A finales de los 60, mi abuelo decidió regresar de Cataluña -en cuyo cinturón rojo había desempeñado durante 8 años su trabajo como médico de la melancólica burguesía textil- por una razón inexplicable, quizás relacionada con una dudosa llamada de la sangre, contra el criterio de mi abuela (naturalmente aficionada a lo burgués) y de mi madre (que aún hoy habla un catalán muy fluido).

Casi cincuenta años después, y con la sensación de estar cumpliendo un destino familiar, he resuelto igualmente volver a la ciudad.

Y es que aquí hay más pijeras per cápita, pero son más entrañables; las empresas (como aquel insecto de Annie Dillard que inyectaba una enzima disolvente a una sorprendida rana) pretenden sorber la vida de sus trabajadores, secándolos poco a poco, y sin embargo no lo ocultan bajo un barniz de corporativismo de mesa de ping-pong; los alquileres son mucho más baratos y, en definitiva, hay mucho más tiempo.

Tal vez esta ciudad tiene más tiempo y por eso se mueve infinitamente más despacio. Tal vez por ello se puede imaginar una ciudad otra que se superpone a esta (llamémosla Uvieo) y que es posible contemplar en ciertos momentos de desconexión, en aquellos instantes en que la maquinaria detiene la proyección para recargar sus turbinas y retomar su ciclo idéntico: Uvieo está habitado por las mismas personas que Oviedo, pero se comportan de forma diferente.

Los hijos gordos y calvos beben vermú junto a sus madres y las besan y regalan sus gambas a la gabardina a los viandantes mientras visten los abrigos de visón que antes les pertenecieron a ellas; los pijos acuden en masa a conciertos en la Lata de Zinc de grupos cuyo nombre no saben pronunciar y se convierten a versiones extremas del veganismo y cambian sus náuticos por zapatillas de cuadros; el sushi frito ha sido prohibido por un tribunal inapelable y todos los cocineros de la ciudad han olvidado la receta, y solo hay dos restaurantes que sirvan cachopos, pero la gente no demuestra mucho interés por ellos excepto en eventos especiales.

Quiero creer que he regresado a Uvieo (que es, al igual que Oviedo, una ciudad imaginaria).
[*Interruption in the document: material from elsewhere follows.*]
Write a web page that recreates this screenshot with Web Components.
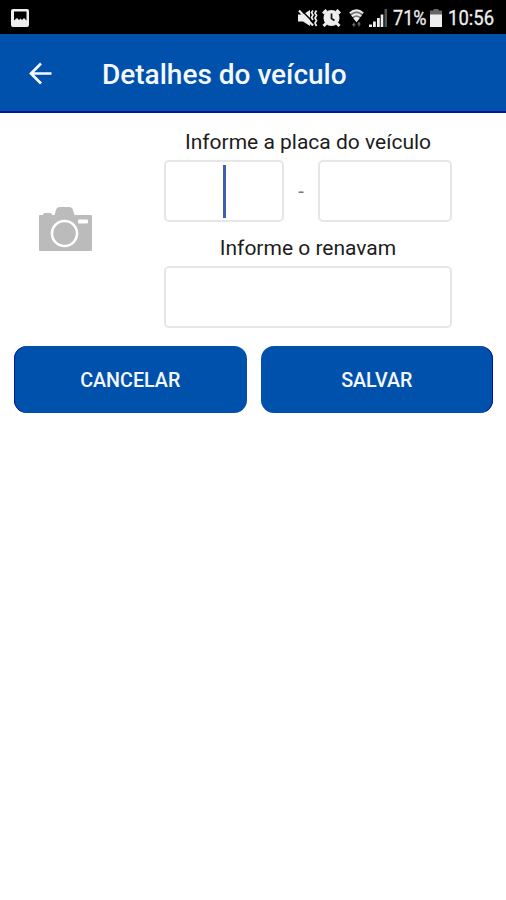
<!DOCTYPE html>
<html lang="pt-BR">
<head>
<meta charset="utf-8">
<meta name="viewport" content="width=device-width, initial-scale=1">
<title>Detalhes do veículo</title>
<style>
  :root {
    --color-primary: #0051ab;
    --color-primary-dark: #00159a;
    --color-caret: #3f60b0;
    --color-border: #e6e6e6;
    --color-icon: #bbb;
  }
  body {
    margin: 0;
    background: #fff;
    color: #1c1c1c;
    font-family: Roboto, sans-serif;
  }
</style>
</head>
<body>
<vehicle-screen></vehicle-screen>

<script>
class StatusBar extends HTMLElement {
  constructor() {
    super()
    this.attachShadow({ mode: 'open' })
    this.shadowRoot.innerHTML = `
      <style>
        :host {
          display: flex;
          align-items: center;
          box-sizing: border-box;
          height: 34px;
          padding: 2px 12px 0 11px;
          background: #000;
          color: #eee;
          font-size: 21px;
          line-height: 32px;
        }
        svg {
          display: block;
          fill: #eee;
          flex: none;
        }
        .picture { margin-right: auto; }
        .mute { margin-right: 4px; }
        .alarm { margin-right: 8px; }
        .wifi { margin-right: 5px; }
        .signal { margin-right: 6px; }
        .battery { margin: 0 6px 0 4px; }
        .percent, .time {
          white-space: nowrap;
          -webkit-text-stroke: .3px #eee;
        }
        .percent { width: 33px; }
        .time { width: 46px; }
        .percent span, .time span {
          display: inline-block;
          transform-origin: 0 50%;
        }
        .percent span { transform: scaleX(.86); }
        .time span { transform: scaleX(.88); }
      </style>
      <svg class="picture" width="18" height="18" viewBox="0 0 18 18">
        <path fill-rule="evenodd" d="M2 0h14a2 2 0 0 1 2 2v14a2 2 0 0 1-2 2H2a2 2 0 0 1-2-2V2a2 2 0 0 1 2-2zM3 2.500v9l3-2.600 2 2.100 1.500-1.500 1.500 1.500 2-2.100 2.500 2.600v-9z"/>
      </svg>
      <svg class="mute" width="20" height="18" viewBox="0 0 20 18">
        <path d="M0 5.500h5l7-4.500v16l-7-4.500H0z"/>
        <path d="M3 1l13 13" stroke="#000" stroke-width="1.600"/>
        <path d="M1 1.500l14 15" fill="none" stroke="#eee" stroke-width="2.200"/>
        <path d="M15 1.500l-1.500 2L15 6l-1.500 2.500L15 11M18.500 1.500L17 4l1.500 2.500L17 9l1.500 2.500L17 14l1.500 3" fill="none" stroke="#eee" stroke-width="1.700"/>
      </svg>
      <svg class="alarm" width="19" height="18" viewBox="0 0 19 18">
        <circle cx="9.500" cy="9" r="8"/>
        <path d="M1 4.500L4.500 1M18 4.500L14.500 1M4.500 14l-3 3M14.500 14l3 3" stroke="#eee" stroke-width="3"/>
        <path d="M9.500 4.500v5l3 2" fill="none" stroke="#111" stroke-width="1.700"/>
      </svg>
      <svg class="wifi" width="15" height="18" viewBox="0 0 15 18">
        <path d="M.5 4q7-6.500 14 0l-7 8.500z" fill="#777"/>
        <path d="M.8 4.200q6.700-6 13.400 0M2.800 7.300q4.700-4 9.400 0M4.800 10q2.700-2 5.400 0" fill="none" stroke="#eee" stroke-width="1.800"/>
        <path d="M5.300 10.500q2.200-1.500 4.400 0l-2.200 2.700z"/>
        <path d="M4.800 13.500v3M3.500 15l1.300 2 1.300-2M10 17.500V14M8.700 15.500l1.300-2 1.300 2" fill="none" stroke="#666" stroke-width="1.200"/>
      </svg>
      <svg class="signal" width="18" height="18" viewBox="0 0 18 18">
        <path d="M0 15.500h3V18H0zM4 12.500h2.800V18H4zM8 9h2.800v9H8zM11.700 5.500h2.600V18h-2.600z"/>
        <path d="M15.500 0H18v18h-2.500z" fill="#555"/>
      </svg>
      <div class="percent"><span>71%</span></div>
      <svg class="battery" width="12" height="18" viewBox="0 0 12 18">
        <path d="M3.500 0h5v1.500H12V6H0V1.500h3.500z" fill="#666"/>
        <path d="M0 5.500h12V18H0z"/>
      </svg>
      <div class="time"><span>10:56</span></div>
    `
  }
}

class AppHeader extends HTMLElement {
  constructor() {
    super()
    this.attachShadow({ mode: 'open' })
    this.shadowRoot.innerHTML = `
      <style>
        :host {
          display: flex;
          align-items: center;
          box-sizing: border-box;
          height: 79px;
          padding: 3px 0 0 28px;
          background: var(--color-primary);
          border-bottom: 2px solid var(--color-primary-dark);
          color: #f5f8ff;
        }
        svg {
          display: block;
          margin-right: 50px;
        }
        h1 {
          margin: 0;
          padding-top: 2px;
          font-size: 28px;
          font-weight: 500;
          line-height: 34px;
          white-space: nowrap;
        }
      </style>
      <svg width="24" height="24" viewBox="0 0 24 24">
        <path d="M23.500 11.500H3M13 1.500l-10 10 10 10" fill="none" stroke="#f5f8ff" stroke-width="2.700"/>
      </svg>
      <h1><slot></slot></h1>
    `
  }
}

class CameraIcon extends HTMLElement {
  constructor() {
    super()
    this.attachShadow({ mode: 'open' })
    this.shadowRoot.innerHTML = `
      <style>
        :host { display: block; }
        svg { display: block; fill: var(--color-icon); }
      </style>
      <svg width="54" height="45" viewBox="0 0 54 45">
        <path d="M1 9q0-1 1-1h3q0-2 2-2h5q2 0 2 2h2.500l1.500-5q.8-3 4-3h9q3.200 0 4 3l1.500 5H53q1 0 1 1v34q0 1-1 1H2q-1 0-1-1z"/>
        <circle cx="26.500" cy="26.500" r="12.500" fill="none" stroke="#fff" stroke-width="2.600"/>
        <rect x="40" y="12.500" width="10" height="4" rx="1" fill="#fff"/>
      </svg>
    `
  }
}

class TextBox extends HTMLElement {
  constructor() {
    super()
    this.attachShadow({ mode: 'open' })
    this.shadowRoot.innerHTML = `
      <style>
        :host {
          display: flex;
          align-items: center;
          justify-content: center;
          box-sizing: border-box;
          height: 62px;
          border: 2px solid var(--color-border);
          border-radius: 5px;
          background: #fff;
        }
        div {
          display: none;
          width: 3px;
          height: 53px;
          background: var(--color-caret);
        }
        :host([focused]) div { display: block; }
      </style>
      <div></div>
    `
  }
}

class FormField extends HTMLElement {
  constructor() {
    super()
    this.attachShadow({ mode: 'open' })
    this.shadowRoot.innerHTML = `
      <style>
        :host { display: block; }
        label {
          display: block;
          box-sizing: border-box;
          height: 36px;
          padding-top: 1px;
          font-size: 21px;
          line-height: 35px;
          text-align: center;
          white-space: nowrap;
        }
      </style>
      <label></label>
      <slot></slot>
    `
  }

  connectedCallback() {
    this.shadowRoot.querySelector('label').innerText = this.getAttribute('label')
  }
}

class ActionButton extends HTMLElement {
  constructor() {
    super()
    this.attachShadow({ mode: 'open' })
    this.shadowRoot.innerHTML = `
      <style>
        :host { display: block; }
        button {
          display: block;
          width: 100%;
          height: 67px;
          padding: 2px 0 0;
          border: 0;
          border-radius: 13px;
          background: var(--color-primary);
          color: #f5f8ff;
          font: 500 19.700px Roboto, sans-serif;
        }
        :host([edge="left"]) button { box-shadow: inset 1px 0 var(--color-primary-dark); }
        :host([edge="right"]) button { box-shadow: inset -1px 0 var(--color-primary-dark); }
      </style>
      <button><slot></slot></button>
    `
  }
}

class VehicleScreen extends HTMLElement {
  constructor() {
    super()
    this.attachShadow({ mode: 'open' })
    this.shadowRoot.innerHTML = `
      <style>
        :host {
          display: block;
          min-height: 100vh;
          background: #fff;
        }
        main {
          display: flex;
          align-items: center;
          padding: 11px 54px 0 38px;
        }
        camera-icon { margin: 7px 72px 0 0; }
        section {
          flex: 1;
          display: flex;
          flex-direction: column;
          gap: 8px;
        }
        .plate {
          display: grid;
          grid-template-columns: 120px 34px 134px;
          align-items: center;
          color: #777;
          font-size: 20px;
          text-align: center;
        }
        footer {
          display: grid;
          grid-template-columns: 1fr 1fr;
          gap: 14px;
          padding: 18px 13px 0 14px;
        }
      </style>
      <status-bar></status-bar>
      <app-header>Detalhes do veículo</app-header>
      <main>
        <camera-icon></camera-icon>
        <section>
          <form-field label="Informe a placa do veículo">
            <div class="plate">
              <text-box focused></text-box>
              <span>-</span>
              <text-box></text-box>
            </div>
          </form-field>
          <form-field label="Informe o renavam">
            <text-box></text-box>
          </form-field>
        </section>
      </main>
      <footer>
        <action-button edge="left">CANCELAR</action-button>
        <action-button edge="right">SALVAR</action-button>
      </footer>
    `
  }
}

customElements.define('status-bar', StatusBar)
customElements.define('app-header', AppHeader)
customElements.define('camera-icon', CameraIcon)
customElements.define('text-box', TextBox)
customElements.define('form-field', FormField)
customElements.define('action-button', ActionButton)
customElements.define('vehicle-screen', VehicleScreen)
</script>
</body>
</html>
Pero sospecho, en cualquier caso, que he vuelto a las dos ciudades a la vez, y que tendré que aprender a vivir de nuevo en ellas.

Reconozco que en algunas ocasiones pienso en una cuando camino por la otra y me asusto, pero luego estoy bien.

Reconozco que a veces todo está terriblemente lejos, pero no pasa nada porque yo también he comenzado a existir en un plano distinto y lejano.